Justice Gerry L. Alexander is serving as a justice pro tempore of the Supreme Court pursuant to Washington Constitution article IV, section 2(a).

In 2005, the legislature amended the automatic decline statute, RCW 13.04.030(1)(e)(v)(E), to include subsection (II), which now requires the adult court to transfer jurisdiction back to the juvenile court if the juvenile is acquitted of the automatic decline offense.

Judge Hahn stated the following during the sentencing hearing: “I think the way to handle this, with no actual prejudice to [Posey] and, really, a distinction without a difference, at this time, is for this Court to forget, for a moment, that it’s sitting in Juvenile Court, transform the room and the judge into a Superior Court judge, and sentence Mr.
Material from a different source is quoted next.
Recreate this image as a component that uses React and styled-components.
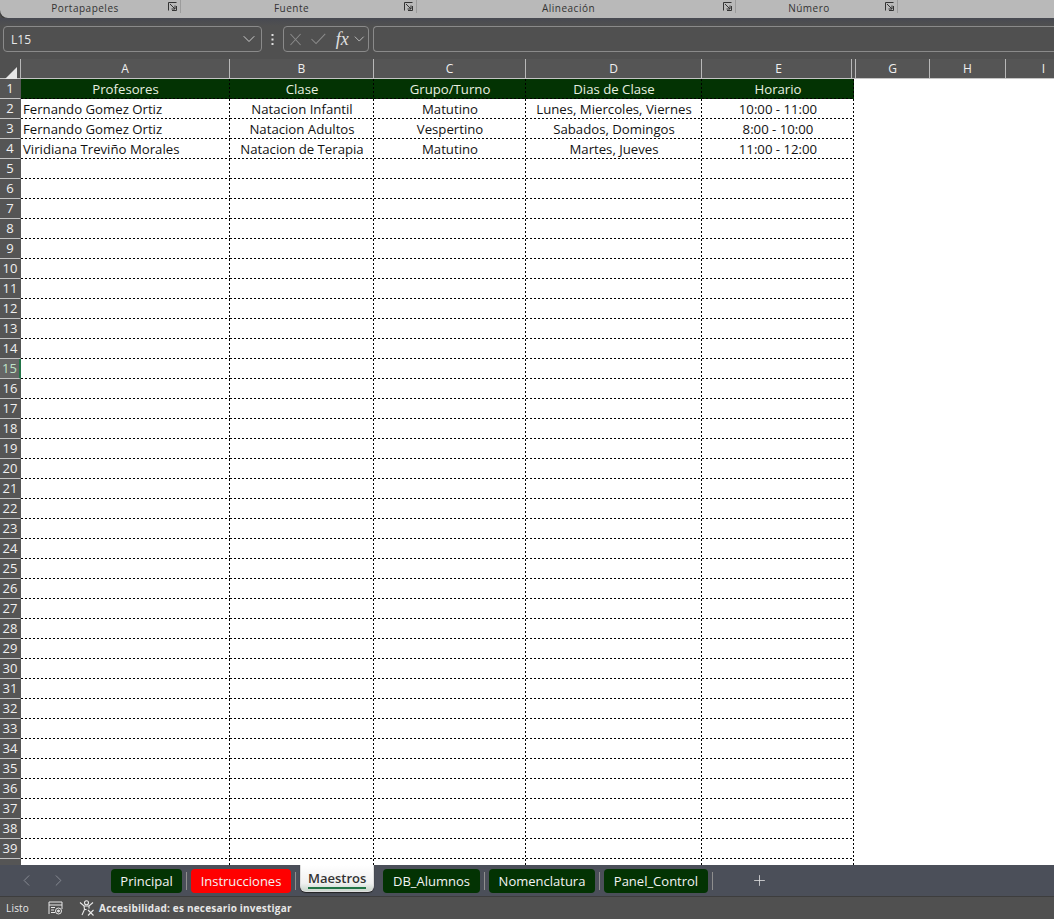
import React from "react";
import styled, { createGlobalStyle } from "styled-components";
import { ChevronDown, ChevronLeft, ChevronRight, Plus } from "lucide-react";

const columns = [
  { name: "A", width: 209 },
  { name: "B", width: 144 },
  { name: "C", width: 152 },
  { name: "D", width: 176 },
  { name: "E", width: 152, head: 150, pad: 4 },
];
const emptyColumns = [
  { name: "G", width: 74 },
  { name: "H", width: 76 },
  { name: "I", width: 76 },
];
const titles = ["Profesores", "Clase", "Grupo/Turno", "Dias de Clase", "Horario"];
const data = [
  ["Fernando Gomez Ortiz", "Natacion Infantil", "Matutino", "Lunes, Miercoles, Viernes", "10:00 - 11:00"],
  ["Fernando Gomez Ortiz", "Natacion Adultos", "Vespertino", "Sabados, Domingos", "8:00 - 10:00"],
  ["Viridiana Treviño Morales", "Natacion de Terapia", "Matutino", "Martes, Jueves", "11:00 - 12:00"],
];
const groups = [
  { label: "Portapapeles", width: 181, inset: 10 },
  { label: "Fuente", width: 236, inset: 14 },
  { label: "Alineación", width: 319, inset: 15 },
  { label: "Número", width: 162, inset: 15 },
];
const sheets = [
  { label: "Principal", width: 71 },
  { label: "Instrucciones", width: 100, color: "#ff0000" },
  { label: "Maestros", active: true },
  { label: "DB_Alumnos", width: 97 },
  { label: "Nomenclatura", width: 106 },
  { label: "Panel_Control", width: 104 },
];

const DialogIcon = () => (
  <svg width="9" height="9" viewBox="0 0 9 9" fill="none" stroke="#333">
    <path d="M0.5 8.5V0.5H8.5M2 2L7 7M7 3.5V7H3.5M8.5 4V8.5H4" strokeWidth="1" />
  </svg>
);

const App = () => {
  const rows = Array.from({ length: 40 }, (_, i) => i + 1);
  return (
    <Page>
      <GlobalStyle />
      <Ribbon>
        {groups.map((g) => (
          <RibbonGroup key={g.label} $width={g.width} $inset={g.inset}>
            <span>{g.label}</span>
            <DialogIcon />
          </RibbonGroup>
        ))}
      </Ribbon>
      <FormulaBar>
        <NameBox>
          L15
          <ChevronDown size={20} strokeWidth={1.1} color="#d8d8d8" />
        </NameBox>
        <Dots>
          <svg width="3" height="11" viewBox="0 0 3 11" fill="#e0e0e0">
            <rect x="0.5" y="0" width="2" height="2" />
            <rect x="0.5" y="4.5" width="2" height="2" />
            <rect x="0.5" y="9" width="2" height="2" />
          </svg>
        </Dots>
        <FormulaButtons>
          <svg width="12" height="13" viewBox="0 0 12 13" fill="none" stroke="#8c8c8c" strokeWidth="1.1">
            <path d="M0.5 0.5L11.5 12.5M11.5 0.5L0.5 12.5" />
          </svg>
          <svg width="16" height="12" viewBox="0 0 16 12" fill="none" stroke="#8c8c8c" strokeWidth="1.1">
            <path d="M0.5 6L5.5 11L15.5 0.5" />
          </svg>
          <Fx>fx</Fx>
          <ChevronDown size={18} strokeWidth={1.2} color="#d0d0d0" />
        </FormulaButtons>
        <FormulaInput />
      </FormulaBar>
      <Sheet>
        <HeaderRow>
          <Corner>
            <svg width="14" height="14" viewBox="0 0 14 14">
              <path d="M13 1V13H1Z" fill="#e6e6e6" />
            </svg>
          </Corner>
          {columns.map((c) => (
            <ColHead key={c.name} $width={c.head || c.width} $pad={c.pad}>{c.name}</ColHead>
          ))}
          <HiddenGap />
          {emptyColumns.map((c) => (
            <ColHead key={c.name} $width={c.width} $pad={c.pad}>{c.name}</ColHead>
          ))}
        </HeaderRow>
        <Rows>
          {rows.map((r) => (
            <Row key={r}>
              <RowHead $selected={r === 15}>{r < 40 ? r : ""}</RowHead>
              {columns.map((c, i) => {
                const text = r === 1 ? titles[i] : data[r - 2]?.[i];
                return (
                  <Cell key={c.name} $width={c.width} $title={r === 1} $left={i === 0 && r > 1}>
                    {text}
                  </Cell>
                );
              })}
            </Row>
          ))}
        </Rows>
      </Sheet>
      <TabBar>
        <TabArrows>
          <ChevronLeft size={19} strokeWidth={1.1} color="#8f939b" />
          <ChevronRight size={19} strokeWidth={1.1} color="#8f939b" />
        </TabArrows>
        <Tabs>
          {sheets.map((s) =>
            s.active ? (
              <ActiveTab key={s.label}>
                <span>{s.label}</span>
              </ActiveTab>
            ) : (
              <Tab key={s.label} $width={s.width} $color={s.color}>{s.label}</Tab>
            )
          )}
        </Tabs>
        <AddSheet>
          <Plus size={17} strokeWidth={1.1} color="#e4e4e4" />
        </AddSheet>
      </TabBar>
      <StatusBar>
        <span>Listo</span>
        <svg width="15" height="14" viewBox="0 0 15 14" fill="none" stroke="#e8e8e8">
          <path d="M1 13V1H14V8M1 4H14M3 6.5H7M3 9H6M3 11.5H7" />
          <circle cx="10.5" cy="10" r="3" />
          <circle cx="10.5" cy="10" r="1" fill="#e8e8e8" />
        </svg>
        <Accessibility>
          <svg width="16" height="16" viewBox="0 0 16 16" fill="none" stroke="#e8e8e8" strokeWidth="1.1">
            <circle cx="7.5" cy="2.8" r="2" />
            <path d="M1 2.5L5 6H10L14 2.5M5 6L5.5 9.5L3 15M10 6V8.5M5.5 9.5H7.5" />
            <path d="M9 10L14.5 15.5M14.5 10L9 15.5" />
          </svg>
          Accesibilidad: es necesario investigar
        </Accessibility>
      </StatusBar>
    </Page>
  );
};

export default App;

const GlobalStyle = createGlobalStyle`
  html, body {
    margin: 0;
    padding: 0;
    overflow: hidden;
    background: #505050;
  }
`;

const Page = styled.div`
  width: 1054px;
  height: 919px;
  display: flex;
  flex-direction: column;
  overflow: hidden;
  font-family: "Open Sans", "Noto Sans", sans-serif;
  background: #505050;
`;

const Ribbon = styled.div`
  height: 18px;
  flex: none;
  display: flex;
  background: #b9b9b9;
  border-radius: 0 0 0 8px;
  box-shadow: 0 1px 2px #2a2a2a;
`;

const RibbonGroup = styled.div`
  width: ${(p) => p.$width}px;
  height: 13px;
  box-sizing: border-box;
  padding-right: 3px;
  position: relative;
  display: flex;
  align-items: center;
  justify-content: flex-end;
  border-right: 1px solid #9c9c9c;
  font-size: 10px;
  letter-spacing: 0.5px;
  color: #333;

  span {
    position: absolute;
    left: 0;
    right: ${(p) => p.$inset}px;
    top: 0;
    text-align: center;
    line-height: 16px;
  }
`;

const FormulaBar = styled.div`
  height: 41px;
  flex: none;
  box-sizing: border-box;
  padding: 8px 0 7px 3px;
  display: flex;
  align-items: stretch;
  background: linear-gradient(#484a52 0, #505050 8px);
`;

const NameBox = styled.div`
  width: 259px;
  box-sizing: border-box;
  padding: 0 2px 0 7px;
  display: flex;
  align-items: center;
  justify-content: space-between;
  border: 1px solid #8a8a8a;
  border-radius: 4px;
  font-size: 12px;
  color: #e8e8e8;
`;

const Dots = styled.div`
  width: 21px;
  display: flex;
  align-items: center;
  justify-content: center;
`;

const FormulaButtons = styled.div`
  width: 86px;
  box-sizing: border-box;
  padding-left: 6px;
  display: flex;
  align-items: center;
  gap: 10px;
  border: 1px solid #8a8a8a;
  border-radius: 4px;

  svg:last-child {
    margin-left: -9px;
  }
`;

const Fx = styled.i`
  width: 16px;
  font-family: "Liberation Serif", serif;
  font-size: 18px;
  line-height: 20px;
  letter-spacing: 0;
  color: #e0e0e0;
`;

const FormulaInput = styled.div`
  flex: 1;
  margin-left: 4px;
  border: 1px solid #8a8a8a;
  border-right: none;
  border-radius: 4px 0 0 4px;
`;

const Sheet = styled.div`
  height: 806px;
  flex: none;
  overflow: hidden;
  background: #fff;
`;

const HeaderRow = styled.div`
  height: 20px;
  display: flex;
  background: #555;
  border-bottom: 1px solid #c4c4c4;
  box-sizing: border-box;
`;

const Corner = styled.div`
  width: 21px;
  flex: none;
  box-sizing: border-box;
  padding: 4px 0 0 4px;
  border-right: 1px solid #b8b8b8;
  background: #505050;
`;

const ColHead = styled.div`
  width: ${(p) => p.$width}px;
  flex: none;
  box-sizing: border-box;
  padding-left: ${(p) => p.$pad || 0}px;
  border-right: 1px solid #b8b8b8;
  text-align: center;
  font-size: 12px;
  line-height: 19px;
  color: #f0f0f0;
`;

const HiddenGap = styled.div`
  width: 4px;
  flex: none;
  box-sizing: border-box;
  border-right: 1px solid #b8b8b8;
`;

const Rows = styled.div`
  display: flex;
  flex-direction: column;
`;

const Row = styled.div`
  height: 20px;
  flex: none;
  display: flex;
`;

const RowHead = styled.div`
  width: 21px;
  flex: none;
  box-sizing: border-box;
  text-align: center;
  font-size: 13px;
  line-height: 19px;
  color: ${(p) => (p.$selected ? "#bfe3c8" : "#f0f0f0")};
  background: ${(p) => (p.$selected ? "#666" : "#555")};
  border-bottom: 1px solid #c4c4c4;
  border-right: ${(p) => (p.$selected ? "2px solid #217346" : "1px solid #555")};
`;

const Cell = styled.div`
  width: ${(p) => p.$width}px;
  flex: none;
  box-sizing: border-box;
  padding-left: ${(p) => (p.$left ? "2px" : "0")};
  text-align: ${(p) => (p.$left ? "left" : "center")};
  font-size: 13.2px;
  line-height: 20px;
  white-space: nowrap;
  overflow: hidden;
  color: ${(p) => (p.$title ? "#e8f0e0" : "#111")};
  background-color: ${(p) => (p.$title ? "#033303" : "#fff")};
  background-image: repeating-linear-gradient(90deg, #000 0 2px, transparent 2px 4px),
    repeating-linear-gradient(180deg, #000 0 2px, transparent 2px 4px);
  background-size: 100% 1px, 1px 100%;
  background-position: left bottom, right top;
  background-repeat: no-repeat;
`;

const TabBar = styled.div`
  height: 32px;
  flex: none;
  box-sizing: border-box;
  display: flex;
  align-items: flex-start;
  background: #4b4f59;
  border-bottom: 1px solid #3d3d3d;
`;

const TabArrows = styled.div`
  width: 111px;
  height: 31px;
  box-sizing: border-box;
  padding-left: 17px;
  flex: none;
  display: flex;
  align-items: center;
  gap: 13px;
`;

const Tabs = styled.div`
  display: flex;
  align-items: flex-start;
  gap: 9px;
`;

const Tab = styled.div`
  width: ${(p) => p.$width}px;
  height: 24px;
  margin-top: 4px;
  position: relative;
  flex: none;
  text-align: center;
  font-size: 13px;
  line-height: 24px;
  color: #f4f4f4;
  border-radius: 4px;
  background: ${(p) => p.$color || "#033303"};

  &::after {
    content: "";
    position: absolute;
    right: -5px;
    top: 3px;
    height: 18px;
    border-right: 1px solid #8e8e8e;
  }
`;

const ActiveTab = styled.div`
  width: 74px;
  height: 27px;
  flex: none;
  box-sizing: border-box;
  text-align: center;
  font-size: 13px;
  font-weight: 600;
  line-height: 26px;
  color: #333;
  border-radius: 0 0 6px 6px;
  background: linear-gradient(#ffffff, #f0f0f0 70%, #c9d6cc);
  border: 1px solid #ddd;
  border-top: none;
  box-shadow: 0 1px 1px #222;

  span {
    display: block;
    margin: 0 7px;
    height: 22px;
    border-bottom: 2px solid #217346;
  }
`;

const AddSheet = styled.div`
  margin-left: 43px;
  height: 31px;
  display: flex;
  align-items: center;
`;

const StatusBar = styled.div`
  height: 22px;
  flex: none;
  box-sizing: border-box;
  padding-left: 6px;
  display: flex;
  align-items: center;
  gap: 19px;
  font-size: 10px;
  letter-spacing: 0.2px;
  color: #e8e8e8;
  background: #505050;
`;

const Accessibility = styled.div`
  display: flex;
  align-items: center;
  gap: 4px;
  margin-left: -3px;
  font-weight: 700;
`;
Posey, right now, to a standard range sentence, according to the Juvenile Justice Act that applied at the time.” Report of Proceedings at 29-30.

A reader of this dissent should not conclude that a holding that the superior court was without jurisdiction to sentence Posey would result in a sentencing windfall for him. The record shows that Posey was confined for more than four years for a conviction that should have resulted in a much shorter sentence of 60-80 weeks’ confinement in a juvenile facility. Most of Posey’s time in confinement was spent at the Washington State Penitentiary at Walla Walla.